Note that the origin pipeline writes data to a single destination pipeline, but can round-robin through multiple pipelines. By using multiple destination pipelines, you can provide redundancy and avoid bottlenecks with a high-volume origin pipeline:
If you have multiple pipelines with similar data, you might deploy several sets of this model to provide load-balancing and redundancy:

Configuring the Delivery Guarantee

The delivery guarantee determines when a pipeline commits the offset. When configuring the delivery guarantee for SDC RPC pipelines, use the same option in origin and destination pipelines.

A set of SDC RPC pipelines process data like a single pipeline: The origin pipeline creates a batch, passes it through the pipeline, then passes it to the destination pipeline. Only when the destination pipeline writes the batch to its destination systems does the Data Collector commit the offset. As with standard pipelines, you can use the delivery guarantee property to define how the Data Collector commits the offset:
  • Use At Least Once in both pipelines to ensure the pipelines process all data.
  • Use At Most Once in both pipelines to avoid the possible duplication of data.
Note: If the SDC RPC pipelines are configured to use different delivery guarantees, the resulting behavior is At Most Once.

Defining the RPC ID

The RPC ID is a user-defined identifier that allows an SDC RPC origin and SDC RPC destination to recognize each other.

To enable the SDC RPC destination to write directly to an SDC RPC origin, use the same RPC ID in both stages.

To write to multiple pipelines, use the RPC ID in the SDC RPC destination and all related SDC RPC origins.

Enabling Encryption

You can enable SDC RPC pipelines to transfer data securely using SSL/TLS. To use SSL/TLS, enable TLS in both the SDC RPC destination and the SDC RPC origin.

You need the following information to enable TLS in both stages:
  • A keystore file with the private keys of the TLS certificate, and the password for the file.
  • For self-signed certificates, a truststore file with the public key of the TLS certificate of the SDC RPC origin, and the password for the file.
To enable TLS:
  1. Save the keystore and the truststore files in the Data Collector resources directory, $SDC_RESOURCES.

    For more information about environment variables, see Data Collector Environment Configuration.

  2. In the SDC RPC destination, enter the truststore file name and password when using a self-signed certificate.
  3. In the SDC RPC origin, enter the keystore file name and password.

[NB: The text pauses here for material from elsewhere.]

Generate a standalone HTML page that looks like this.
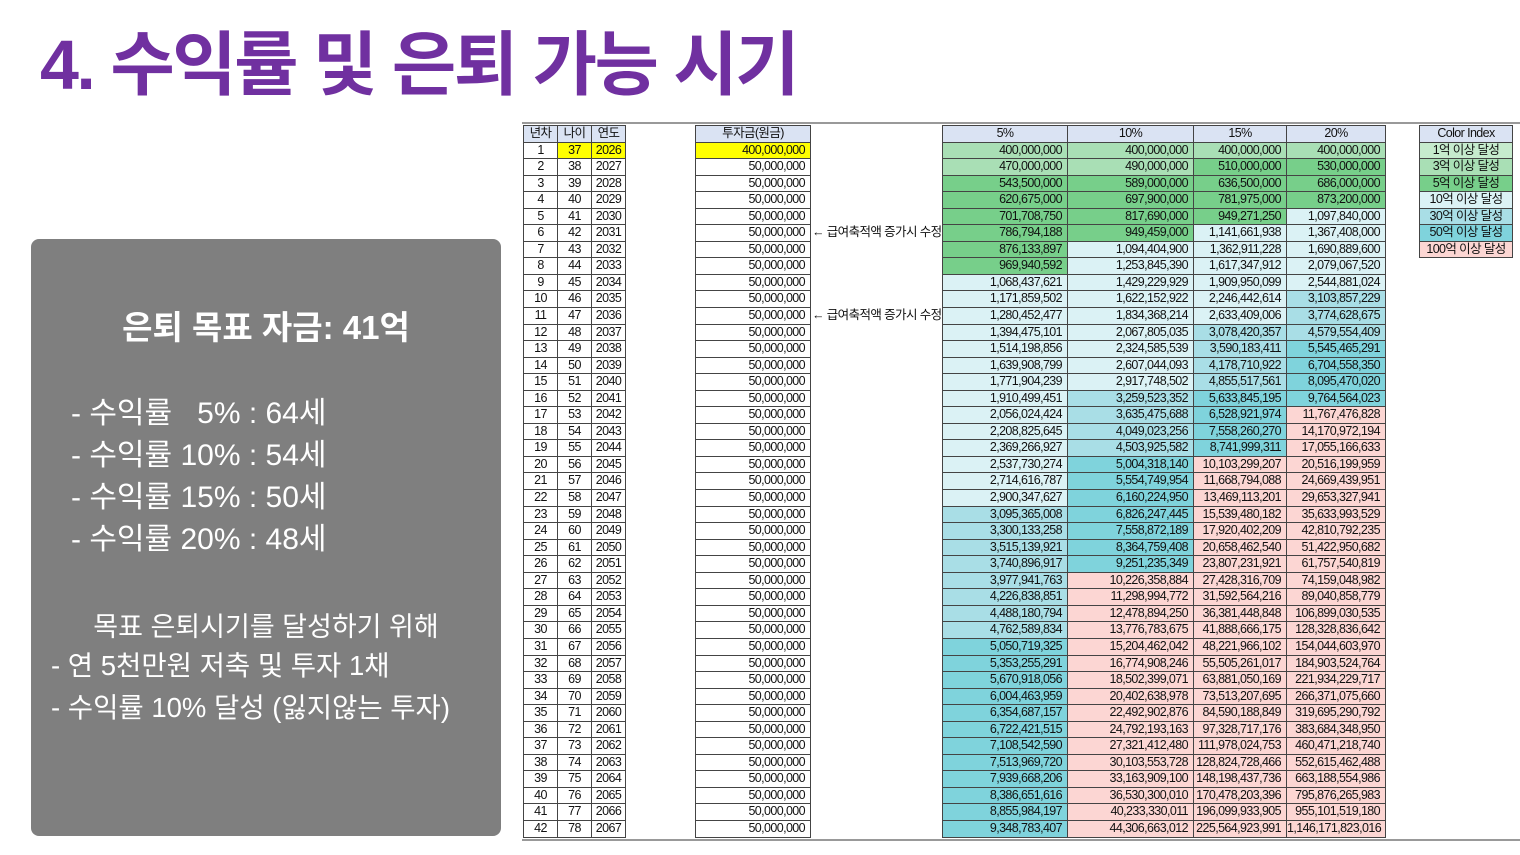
<!DOCTYPE html>
<html><head><meta charset="utf-8">
<style>
*{box-sizing:border-box;margin:0;padding:0}
body{width:1520px;height:855px;background:#fff;position:relative;overflow:hidden;font-family:"Liberation Sans","Noto Sans CJK KR",sans-serif}
.title{position:absolute;left:40px;top:22px;font-size:70px;font-weight:bold;color:#7030a0;letter-spacing:-2.5px;white-space:nowrap;line-height:86px}
.box{position:absolute;left:31px;top:239px;width:470px;height:597px;background:#7f7f7f;border-radius:8px;color:#fff}
.box div{position:absolute;white-space:nowrap}
.g{position:absolute;display:grid;border-top:1px solid #444;border-left:1px solid #444;font-size:12.5px;letter-spacing:-0.6px;color:#111;grid-auto-rows:16.55px}
.g p{border-right:1px solid #444;border-bottom:1px solid #444;line-height:15px;white-space:nowrap;overflow:hidden}
.c p{text-align:center}
.r p{text-align:right;padding-right:5px}
.h{background:#dae3f3;text-align:center!important;padding-right:0!important}
.y{background:#ffff00}
.a{background:#a9dfb5}.b{background:#77cf8a}.c1{background:#dbf2f5}.d{background:#a9dee6}.e{background:#7fd3dc}.f{background:#fcd6d3}
.note{position:absolute;left:812px;font-size:12.5px;letter-spacing:-0.6px;white-space:nowrap;width:130px;overflow:hidden;color:#111;line-height:16px}
</style></head><body>
<div class="title">4. 수익률 및 은퇴 가능 시기</div>
<div class="box">
<div style="left:0;width:470px;text-align:center;top:62px;font-size:33px;font-weight:bold">은퇴 목표 자금: 41억</div>
<div style="left:40px;top:154px;font-size:30px;line-height:42px">- 수익률 &nbsp;&nbsp;5% : 64세<br>- 수익률 10% : 54세<br>- 수익률 15% : 50세<br>- 수익률 20% : 48세</div>
<div style="left:0;width:470px;text-align:center;top:366px;font-size:27px">목표 은퇴시기를 달성하기 위해</div>
<div style="left:20px;top:406px;font-size:27.5px;line-height:42px">- 연 5천만원 저축 및 투자 1채<br>- 수익률 10% 달성 (잃지않는 투자)</div>
</div>
<div style="position:absolute;left:522px;top:122px;width:998px;height:2px;background:#999"></div>
<div style="position:absolute;left:522px;top:839px;width:998px;height:2px;background:#999"></div>

<div class="g c" style="left:523px;top:125px;grid-template-columns:34px 34px 34px">
<p class="h">년차</p><p class="h">나이</p><p class="h">연도</p>
<p>1</p><p class="y">37</p><p class="y">2026</p>
<p>2</p><p>38</p><p>2027</p><p>3</p><p>39</p><p>2028</p><p>4</p><p>40</p><p>2029</p><p>5</p><p>41</p><p>2030</p>
<p>6</p><p>42</p><p>2031</p><p>7</p><p>43</p><p>2032</p><p>8</p><p>44</p><p>2033</p><p>9</p><p>45</p><p>2034</p>
<p>10</p><p>46</p><p>2035</p><p>11</p><p>47</p><p>2036</p><p>12</p><p>48</p><p>2037</p><p>13</p><p>49</p><p>2038</p>
<p>14</p><p>50</p><p>2039</p><p>15</p><p>51</p><p>2040</p><p>16</p><p>52</p><p>2041</p><p>17</p><p>53</p><p>2042</p>
<p>18</p><p>54</p><p>2043</p><p>19</p><p>55</p><p>2044</p><p>20</p><p>56</p><p>2045</p><p>21</p><p>57</p><p>2046</p>
<p>22</p><p>58</p><p>2047</p><p>23</p><p>59</p><p>2048</p><p>24</p><p>60</p><p>2049</p><p>25</p><p>61</p><p>2050</p>
<p>26</p><p>62</p><p>2051</p><p>27</p><p>63</p><p>2052</p><p>28</p><p>64</p><p>2053</p><p>29</p><p>65</p><p>2054</p>
<p>30</p><p>66</p><p>2055</p><p>31</p><p>67</p><p>2056</p><p>32</p><p>68</p><p>2057</p><p>33</p><p>69</p><p>2058</p>
<p>34</p><p>70</p><p>2059</p><p>35</p><p>71</p><p>2060</p><p>36</p><p>72</p><p>2061</p><p>37</p><p>73</p><p>2062</p>
<p>38</p><p>74</p><p>2063</p><p>39</p><p>75</p><p>2064</p><p>40</p><p>76</p><p>2065</p><p>41</p><p>77</p><p>2066</p>
<p>42</p><p>78</p><p>2067</p>
</div>

<div class="g r" style="left:695px;top:125px;grid-template-columns:115px">
<p class="h">투자금(원금)</p><p class="y">400,000,000</p>
<p>50,000,000</p><p>50,000,000</p><p>50,000,000</p><p>50,000,000</p><p>50,000,000</p><p>50,000,000</p><p>50,000,000</p>
<p>50,000,000</p><p>50,000,000</p><p>50,000,000</p><p>50,000,000</p><p>50,000,000</p><p>50,000,000</p><p>50,000,000</p>
<p>50,000,000</p><p>50,000,000</p><p>50,000,000</p><p>50,000,000</p><p>50,000,000</p><p>50,000,000</p><p>50,000,000</p>
<p>50,000,000</p><p>50,000,000</p><p>50,000,000</p><p>50,000,000</p><p>50,000,000</p><p>50,000,000</p><p>50,000,000</p>
<p>50,000,000</p><p>50,000,000</p><p>50,000,000</p><p>50,000,000</p><p>50,000,000</p><p>50,000,000</p><p>50,000,000</p>
<p>50,000,000</p><p>50,000,000</p><p>50,000,000</p><p>50,000,000</p><p>50,000,000</p><p>50,000,000</p>
</div>
<div class="note" style="top:224px">← 급여축적액 증가시 수정</div>
<div class="note" style="top:307px">← 급여축적액 증가시 수정</div>

<div class="g r" style="left:942px;top:125px;grid-template-columns:125px 126px 93px 99px">
<p class="h">5%</p><p class="h">10%</p><p class="h">15%</p><p class="h">20%</p>
<p class="a">400,000,000</p><p class="a">400,000,000</p><p class="a">400,000,000</p><p class="a">400,000,000</p>
<p class="a">470,000,000</p><p class="a">490,000,000</p><p class="b">510,000,000</p><p class="b">530,000,000</p>
<p class="b">543,500,000</p><p class="b">589,000,000</p><p class="b">636,500,000</p><p class="b">686,000,000</p>
<p class="b">620,675,000</p><p class="b">697,900,000</p><p class="b">781,975,000</p><p class="b">873,200,000</p>
<p class="b">701,708,750</p><p class="b">817,690,000</p><p class="b">949,271,250</p><p class="c1">1,097,840,000</p>
<p class="b">786,794,188</p><p class="b">949,459,000</p><p class="c1">1,141,661,938</p><p class="c1">1,367,408,000</p>
<p class="b">876,133,897</p><p class="c1">1,094,404,900</p><p class="c1">1,362,911,228</p><p class="c1">1,690,889,600</p>
<p class="b">969,940,592</p><p class="c1">1,253,845,390</p><p class="c1">1,617,347,912</p><p class="c1">2,079,067,520</p>
<p class="c1">1,068,437,621</p><p class="c1">1,429,229,929</p><p class="c1">1,909,950,099</p><p class="c1">2,544,881,024</p>
<p class="c1">1,171,859,502</p><p class="c1">1,622,152,922</p><p class="c1">2,246,442,614</p><p class="d">3,103,857,229</p>
<p class="c1">1,280,452,477</p><p class="c1">1,834,368,214</p><p class="c1">2,633,409,006</p><p class="d">3,774,628,675</p>
<p class="c1">1,394,475,101</p><p class="c1">2,067,805,035</p><p class="d">3,078,420,357</p><p class="d">4,579,554,409</p>
<p class="c1">1,514,198,856</p><p class="c1">2,324,585,539</p><p class="d">3,590,183,411</p><p class="e">5,545,465,291</p>
<p class="c1">1,639,908,799</p><p class="c1">2,607,044,093</p><p class="d">4,178,710,922</p><p class="e">6,704,558,350</p>
<p class="c1">1,771,904,239</p><p class="c1">2,917,748,502</p><p class="d">4,855,517,561</p><p class="e">8,095,470,020</p>
<p class="c1">1,910,499,451</p><p class="d">3,259,523,352</p><p class="e">5,633,845,195</p><p class="e">9,764,564,023</p>
<p class="c1">2,056,024,424</p><p class="d">3,635,475,688</p><p class="e">6,528,921,974</p><p class="f">11,767,476,828</p>
<p class="c1">2,208,825,645</p><p class="d">4,049,023,256</p><p class="e">7,558,260,270</p><p class="f">14,170,972,194</p>
<p class="c1">2,369,266,927</p><p class="d">4,503,925,582</p><p class="e">8,741,999,311</p><p class="f">17,055,166,633</p>
<p class="c1">2,537,730,274</p><p class="e">5,004,318,140</p><p class="f">10,103,299,207</p><p class="f">20,516,199,959</p>
<p class="c1">2,714,616,787</p><p class="e">5,554,749,954</p><p class="f">11,668,794,088</p><p class="f">24,669,439,951</p>
<p class="c1">2,900,347,627</p><p class="e">6,160,224,950</p><p class="f">13,469,113,201</p><p class="f">29,653,327,941</p>
<p class="d">3,095,365,008</p><p class="e">6,826,247,445</p><p class="f">15,539,480,182</p><p class="f">35,633,993,529</p>
<p class="d">3,300,133,258</p><p class="e">7,558,872,189</p><p class="f">17,920,402,209</p><p class="f">42,810,792,235</p>
<p class="d">3,515,139,921</p><p class="e">8,364,759,408</p><p class="f">20,658,462,540</p><p class="f">51,422,950,682</p>
<p class="d">3,740,896,917</p><p class="e">9,251,235,349</p><p class="f">23,807,231,921</p><p class="f">61,757,540,819</p>
<p class="d">3,977,941,763</p><p class="f">10,226,358,884</p><p class="f">27,428,316,709</p><p class="f">74,159,048,982</p>
<p class="d">4,226,838,851</p><p class="f">11,298,994,772</p><p class="f">31,592,564,216</p><p class="f">89,040,858,779</p>
<p class="d">4,488,180,794</p><p class="f">12,478,894,250</p><p class="f">36,381,448,848</p><p class="f">106,899,030,535</p>
<p class="d">4,762,589,834</p><p class="f">13,776,783,675</p><p class="f">41,888,666,175</p><p class="f">128,328,836,642</p>
<p class="e">5,050,719,325</p><p class="f">15,204,462,042</p><p class="f">48,221,966,102</p><p class="f">154,044,603,970</p>
<p class="e">5,353,255,291</p><p class="f">16,774,908,246</p><p class="f">55,505,261,017</p><p class="f">184,903,524,764</p>
<p class="e">5,670,918,056</p><p class="f">18,502,399,071</p><p class="f">63,881,050,169</p><p class="f">221,934,229,717</p>
<p class="e">6,004,463,959</p><p class="f">20,402,638,978</p><p class="f">73,513,207,695</p><p class="f">266,371,075,660</p>
<p class="e">6,354,687,157</p><p class="f">22,492,902,876</p><p class="f">84,590,188,849</p><p class="f">319,695,290,792</p>
<p class="e">6,722,421,515</p><p class="f">24,792,193,163</p><p class="f">97,328,717,176</p><p class="f">383,684,348,950</p>
<p class="e">7,108,542,590</p><p class="f">27,321,412,480</p><p class="f">111,978,024,753</p><p class="f">460,471,218,740</p>
<p class="e">7,513,969,720</p><p class="f">30,103,553,728</p><p class="f">128,824,728,466</p><p class="f">552,615,462,488</p>
<p class="e">7,939,668,206</p><p class="f">33,163,909,100</p><p class="f">148,198,437,736</p><p class="f">663,188,554,986</p>
<p class="e">8,386,651,616</p><p class="f">36,530,300,010</p><p class="f">170,478,203,396</p><p class="f">795,876,265,983</p>
<p class="e">8,855,984,197</p><p class="f">40,233,330,011</p><p class="f">196,099,933,905</p><p class="f">955,101,519,180</p>
<p class="e">9,348,783,407</p><p class="f">44,306,663,012</p><p class="f">225,564,923,991</p><p class="f">1,146,171,823,016</p>
</div>

<div class="g c" style="left:1419px;top:125px;grid-template-columns:93px">
<p class="h">Color Index</p><p style="background:#c6ebcd">1억 이상 달성</p><p class="a">3억 이상 달성</p><p class="b">5억 이상 달성</p>
<p class="c1">10억 이상 달성</p><p class="d">30억 이상 달성</p><p class="e">50억 이상 달성</p><p class="f">100억 이상 달성</p>
</div>
</body></html>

Configuration Guidelines for SDC RPC Pipelines

To create a valid set of SDC RPC pipelines, some configuration options must be aligned. Use the following guidelines to configure SDC RPC pipelines:

origin pipeline
In the origin pipeline, configure the following elements:
  1. In the pipeline properties, set the Delivery Guarantee to the option you want to use.
  2. In the pipeline, use the SDC RPC destination.
  3. When you configure the SDC RPC destination, enter the RPC ID and RPC connection information.

    To use multiple destination pipelines, enter the RPC connection information for each SDC RPC origin that you want to use.

  4. To use encryption to transfer data between the pipelines, enable TLS and configure related properties.
destination pipeline
For each destination pipeline, configure the following elements:
  1. In the pipeline properties, set the Delivery Guarantee to the same option as the origin pipeline. Using a different option causes the Data Collector to default to At Most Once behavior.
  2. In the pipeline, use the SDC RPC origin.
  3. When you configure the SDC RPC origin, define the properties as follows:
    • Use the same RPC ID used in the SDC RPC destination.
    • For the RPC Listening Port, enter the appropriate port number.

      It should be a port number specified in one of the RPC connections in the SDC RPC destination.

    • To use encryption to transfer data between the pipelines, enable TLS and configure related properties.